* GIVEN INSTRUCTION: Write out the data below exactly as given, without any of its pictures.

####################

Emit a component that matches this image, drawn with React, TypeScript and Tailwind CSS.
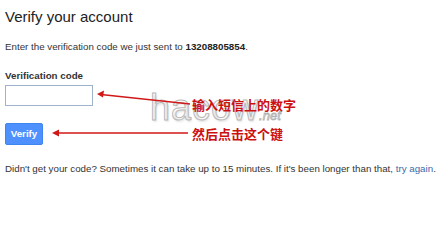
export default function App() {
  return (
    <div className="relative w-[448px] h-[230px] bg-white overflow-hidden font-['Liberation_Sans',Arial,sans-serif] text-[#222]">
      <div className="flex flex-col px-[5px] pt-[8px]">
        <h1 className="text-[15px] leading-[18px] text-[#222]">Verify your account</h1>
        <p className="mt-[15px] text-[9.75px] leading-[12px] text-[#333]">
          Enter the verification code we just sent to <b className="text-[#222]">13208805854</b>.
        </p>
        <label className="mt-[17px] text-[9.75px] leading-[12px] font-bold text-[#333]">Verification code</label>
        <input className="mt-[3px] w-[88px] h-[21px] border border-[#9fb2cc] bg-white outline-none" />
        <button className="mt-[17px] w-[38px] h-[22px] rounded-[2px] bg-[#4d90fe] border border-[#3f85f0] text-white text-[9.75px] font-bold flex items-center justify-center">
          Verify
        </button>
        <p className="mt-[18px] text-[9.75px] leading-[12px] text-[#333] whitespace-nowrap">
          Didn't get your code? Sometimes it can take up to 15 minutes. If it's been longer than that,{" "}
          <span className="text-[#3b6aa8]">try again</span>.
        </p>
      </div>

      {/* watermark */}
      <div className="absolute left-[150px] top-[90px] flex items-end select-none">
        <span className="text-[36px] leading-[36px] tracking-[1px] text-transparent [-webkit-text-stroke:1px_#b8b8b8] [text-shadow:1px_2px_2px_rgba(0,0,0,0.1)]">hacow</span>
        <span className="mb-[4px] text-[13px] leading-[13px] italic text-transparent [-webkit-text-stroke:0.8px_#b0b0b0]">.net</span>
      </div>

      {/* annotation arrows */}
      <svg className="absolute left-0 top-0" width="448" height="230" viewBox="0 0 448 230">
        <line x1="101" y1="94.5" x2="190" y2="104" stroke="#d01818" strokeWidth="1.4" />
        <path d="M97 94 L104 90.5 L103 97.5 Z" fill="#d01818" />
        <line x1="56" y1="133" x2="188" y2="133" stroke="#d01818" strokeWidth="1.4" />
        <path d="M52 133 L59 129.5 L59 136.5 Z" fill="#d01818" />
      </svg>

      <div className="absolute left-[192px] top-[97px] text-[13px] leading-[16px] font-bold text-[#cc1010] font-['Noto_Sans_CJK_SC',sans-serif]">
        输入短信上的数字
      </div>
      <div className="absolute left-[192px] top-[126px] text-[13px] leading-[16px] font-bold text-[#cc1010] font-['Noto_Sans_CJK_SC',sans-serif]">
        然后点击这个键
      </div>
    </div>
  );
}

####################

* ANSWER TO THE PROBLEM:
Emit a component that matches this image, drawn with React, TypeScript and Tailwind CSS.
export default function App() {
  return (
    <div className="relative w-[448px] h-[230px] bg-white overflow-hidden font-['Liberation_Sans',Arial,sans-serif] text-[#222]">
      <div className="flex flex-col px-[5px] pt-[8px]">
        <h1 className="text-[15px] leading-[18px] text-[#222]">Verify your account</h1>
        <p className="mt-[15px] text-[9.75px] leading-[12px] text-[#333]">
          Enter the verification code we just sent to <b className="text-[#222]">13208805854</b>.
        </p>
        <label className="mt-[17px] text-[9.75px] leading-[12px] font-bold text-[#333]">Verification code</label>
        <input className="mt-[3px] w-[88px] h-[21px] border border-[#9fb2cc] bg-white outline-none" />
        <button className="mt-[17px] w-[38px] h-[22px] rounded-[2px] bg-[#4d90fe] border border-[#3f85f0] text-white text-[9.75px] font-bold flex items-center justify-center">
          Verify
        </button>
        <p className="mt-[18px] text-[9.75px] leading-[12px] text-[#333] whitespace-nowrap">
          Didn't get your code? Sometimes it can take up to 15 minutes. If it's been longer than that,{" "}
          <span className="text-[#3b6aa8]">try again</span>.
        </p>
      </div>

      {/* watermark */}
      <div className="absolute left-[150px] top-[90px] flex items-end select-none">
        <span className="text-[36px] leading-[36px] tracking-[1px] text-transparent [-webkit-text-stroke:1px_#b8b8b8] [text-shadow:1px_2px_2px_rgba(0,0,0,0.1)]">hacow</span>
        <span className="mb-[4px] text-[13px] leading-[13px] italic text-transparent [-webkit-text-stroke:0.8px_#b0b0b0]">.net</span>
      </div>

      {/* annotation arrows */}
      <svg className="absolute left-0 top-0" width="448" height="230" viewBox="0 0 448 230">
        <line x1="101" y1="94.5" x2="190" y2="104" stroke="#d01818" strokeWidth="1.4" />
        <path d="M97 94 L104 90.5 L103 97.5 Z" fill="#d01818" />
        <line x1="56" y1="133" x2="188" y2="133" stroke="#d01818" strokeWidth="1.4" />
        <path d="M52 133 L59 129.5 L59 136.5 Z" fill="#d01818" />
      </svg>

      <div className="absolute left-[192px] top-[97px] text-[13px] leading-[16px] font-bold text-[#cc1010] font-['Noto_Sans_CJK_SC',sans-serif]">
        输入短信上的数字
      </div>
      <div className="absolute left-[192px] top-[126px] text-[13px] leading-[16px] font-bold text-[#cc1010] font-['Noto_Sans_CJK_SC',sans-serif]">
        然后点击这个键
      </div>
    </div>
  );
}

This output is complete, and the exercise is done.